Return the lines below exactly, from the first line to the line that contains "['Defekt', 'Reinigung', 'Sicherheit', 'Material', 'Sonstiges'];". Leave out pictures.
□ □ □ □ □ □ □
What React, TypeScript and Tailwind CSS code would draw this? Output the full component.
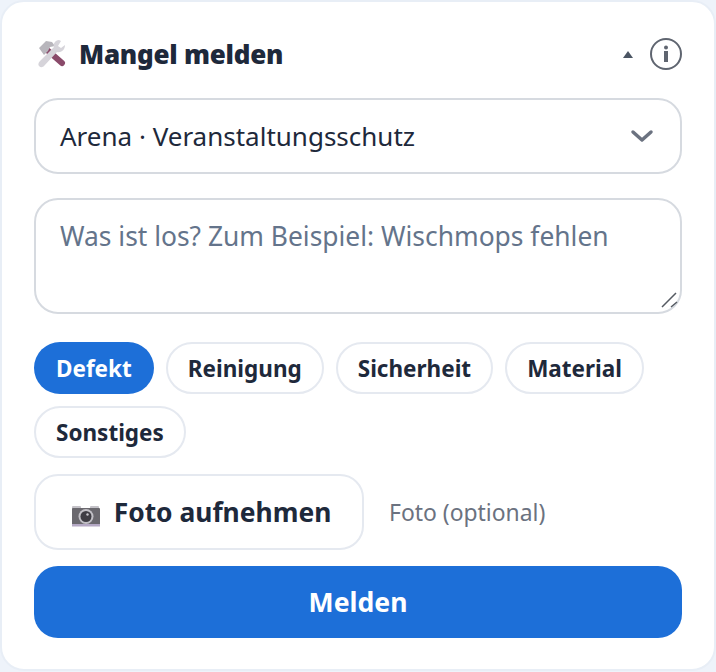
import React from 'react';

const categories = ['Defekt', 'Reinigung', 'Sicherheit', 'Material', 'Sonstiges'];

// Hammer and wrench, drawn because the installed emoji font looks different
const ToolsIcon = () => (
  <svg width="32" height="32" viewBox="0 0 32 32" className="ml-[1px]">
    <path d="M11 11 L27 25" stroke="#8a4a6a" strokeWidth="6" strokeLinecap="round" />
    <path d="M4 10 L11 3 L17 4 L20 8 L15 9 L13 13 L9 17 Z" fill="#b8b6bc" />
    <path d="M24 2 C20 2 18 6 19 9 L5 23 C3 25 3 27 4 28 C6 30 8 29 9 28 L22 14 C26 15 30 12 30 7 L26 10 L23 8 L26 3 Z" fill="#d6d4da" />
  </svg>
);

const CameraIcon = () => (
  <svg width="30" height="22" viewBox="0 0 30 22" className="translate-y-[3px]">
    <rect x="1" y="1" width="9" height="4" rx="1" fill="#c4c2c8" />
    <rect x="19" y="1" width="9" height="4" rx="1" fill="#c4c2c8" />
    <rect x="1" y="3" width="28" height="17" rx="1" fill="#6a686e" />
    <rect x="1" y="19" width="28" height="2.5" fill="#b4a8c4" />
    <circle cx="15" cy="11.5" r="7.5" fill="#c2c0c6" />
    <circle cx="15" cy="11.5" r="5.5" fill="#3f3d44" />
    <circle cx="16.5" cy="9.5" r="1.2" fill="#c8c6cc" />
  </svg>
);

const InfoIcon = () => (
  <svg width="32" height="32" viewBox="0 0 32 32">
    <circle cx="16" cy="16" r="15" fill="none" stroke="#5f6570" strokeWidth="2" />
    <circle cx="16" cy="9.5" r="2" fill="#5f6570" />
    <rect x="14" y="13" width="4" height="11" fill="#5f6570" />
  </svg>
);

const Chevron = () => (
  <svg width="24" height="14" viewBox="0 0 24 14">
    <path d="M3 3 L12 11 L21 3" fill="none" stroke="#6b7280" strokeWidth="3.5" strokeLinecap="round" strokeLinejoin="round" />
  </svg>
);

const ResizeGrip = () => (
  <svg width="22" height="22" viewBox="0 0 22 22" className="absolute right-0 bottom-0 pointer-events-none">
    <path d="M2 15 L16 1 M11 15 L17 10" stroke="#555a62" strokeWidth="1.5" />
  </svg>
);

export default function App() {
  return (
    <div className="w-[716px] h-[672px] bg-[#eef3fa] font-['Noto_Sans',sans-serif] overflow-hidden">
      <div className="h-[671px] rounded-[24px] border-2 border-[#e8eef6] bg-white px-[32px] pt-[32px] flex flex-col">
        <div className="flex items-center justify-between h-[40px]">
          <div className="flex items-center gap-[12px]">
            <ToolsIcon />
            <span className="text-[26px] font-black text-[#1e293b] tracking-[-0.25px]">Mangel melden</span>
          </div>
          <div className="flex items-center gap-[17px]">
            <span className="w-0 h-0 border-x-[5px] border-x-transparent border-b-[7px] border-b-[#4b5563]" />
            <InfoIcon />
          </div>
        </div>
        <div className="mt-[24px] h-[76px] rounded-[24px] border-2 border-[#d6dae0] flex items-center justify-between pl-[24px] pr-[26px] text-[26px] text-[#1e293b]">
          <span>Arena · Veranstaltungsschutz</span>
          <Chevron />
        </div>
        <div className="relative mt-[24px] h-[116px]">
          <textarea
            className="block w-full h-full resize-none rounded-[24px] border-2 border-[#d6dae0] px-[24px] pt-[17px] text-[26.4px] text-[#1e293b] placeholder:text-[#64748b] outline-none"
            placeholder="Was ist los? Zum Beispiel: Wischmops fehlen"
          />
          <ResizeGrip />
        </div>
        <div className="mt-[28px] flex flex-wrap gap-3">
          {categories.map((c, i) => (
            <span key={c} className={i === 0 ? 'h-[52px] px-[22px] pt-[2px] rounded-full bg-[#1d6fd8] text-white font-bold text-[22.5px] flex items-center' : 'h-[52px] px-[20px] pt-[2px] rounded-full border-2 border-[#e5e9f0] text-[#1e293b] font-bold text-[22.5px] flex items-center'}>{c}</span>
          ))}
        </div>
        <div className="mt-[16px] flex items-center gap-[25px]">
          <div className="h-[76px] w-[330px] pl-[4px] pt-[2px] rounded-[24px] border-2 border-[#e5e9f0] flex items-center justify-center gap-[13px] text-[26.4px] font-bold text-[#1e293b]">
            <CameraIcon /><span>Foto aufnehmen</span>
          </div>
          <span className="text-[22.9px] pt-[3px] text-[#6b7280]">Foto (optional)</span>
        </div>
        <div className="mt-[16px] h-[72px] pt-[2px] rounded-[24px] bg-[#1d6fd8] text-white font-bold text-[26.6px] flex items-center justify-center">Melden</div>
      </div>
    </div>
  );
}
□ □ □ □ □ □ □
▶ _SOLVED PROBLEM_:
What React, TypeScript and Tailwind CSS code would draw this? Output the full component.
import React from 'react';

const categories = ['Defekt', 'Reinigung', 'Sicherheit', 'Material', 'Sonstiges'];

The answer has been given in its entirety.